SEC Proposes Short Sale Disclosure Rules | Practical Law

SEC Proposes Short Sale Disclosure Rules | Practical Law

The SEC proposed new Rule 13f-2 under the Exchange Act and related rule and form amendments to enhance market transparency around short selling.

SEC Proposes Short Sale Disclosure Rules

Practical Law Legal Update w-034-6320 (Approx. 3 pages)

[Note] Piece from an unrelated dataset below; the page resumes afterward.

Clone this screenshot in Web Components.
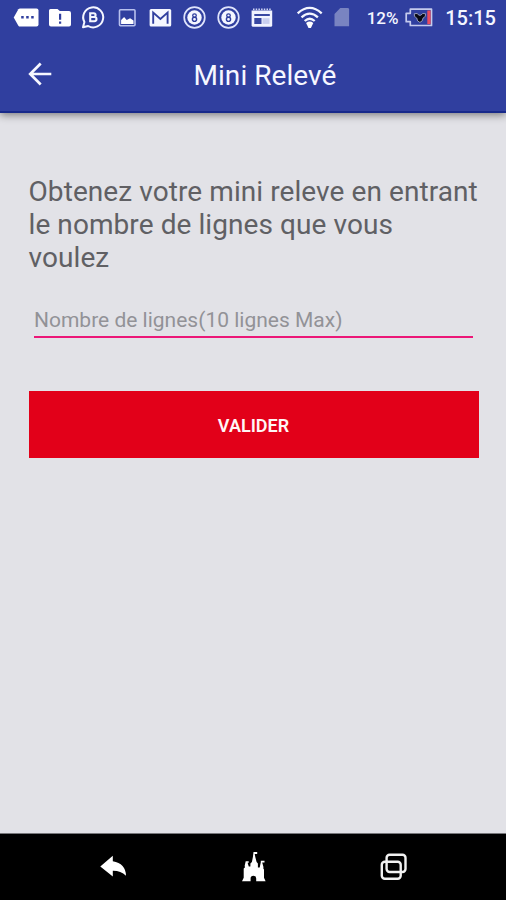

SEC Proposes Short Sale Disclosure Rules

by Practical Law Corporate and Securities
Published on 01 Mar 2022USA (National/Federal)
The SEC proposed new Rule 13f-2 under the Exchange Act and related rule and form amendments to enhance market transparency around short selling.
Update: On October 7, 2022, the SEC reopened the comment periods for several rulemaking releases due to a technical error that resulted in the SEC not receiving comments submitted through its online form between June 2021 and August 2022. The SEC's below proposed rule was one of the affected releases. The reopened comment period will remain open for 14 days after the reopening release is published in the Federal Register. For more information, see Legal Update, SEC Reopens Comment Periods for Several Proposed Rules.
On February 25, 2022, the SEC proposed new Rule 13f-2 under the Exchange Act and related rule and form amendments to enhance market transparency regarding short selling.
New Exchange Act Rule 13f-2 would require institutional investment managers to file proposed Form SHO with the SEC through EDGAR in an eXtensible Markup Language (XML) specific to the new form. Managers would have to file the proposed Form SHO within 14 calendar days after the end of each calendar month with regard to each equity security the manager has investment discretion over that meets or exceeds one of two reporting thresholds:
  • Threshold A. Any equity security of a reporting company in which the investment manager meets or exceeds either:
    • a gross short position in the equity security with a value of $10 million USD or more at the close of regular trading hours or any settlement date during the calendar month; or
    • a monthly average gross short position as a percentage of shares outstanding in the equity security of 2.5% or more.
  • Threshold B. Any equity security of a non-reporting company in which the manager meets or exceeds a gross short position in the equity security with a value of $500,000 USD or more at the close of regular trading hours or any settlement date during the calendar month.
Proposed Form SHO will include a cover page with basic identifying information and a set of information tables. Information to be disclosed on the proposed form includes:
  • The name of the eligible security.
  • End of month gross short position information (Information Table 1).
  • Daily trading activity that affects a manager's reported gross short position for each settlement date during the calendar month reporting period (Information Table 2).
To supplement the short sale data that would become available to regulators, the SEC is also proposing amendments to Regulation SHO and to the consolidated audit trail (CAT) plan, which would require broker-dealers to collect and submit data on:
  • Purchases to cover short sales.
  • The assertion of Regulation SHO's bona fide market making exceptions.
The comment period on the SEC's proposal will be open for 30 days following publication in the Federal Register or April 26, 2022, whichever is later. In a separate release, the SEC also reopened the comment period on an earlier proposed rule to require reporting of securities lending activities (see Legal Update, SEC Reopens Comment Period on Proposal to Require Reporting of Securities Lending).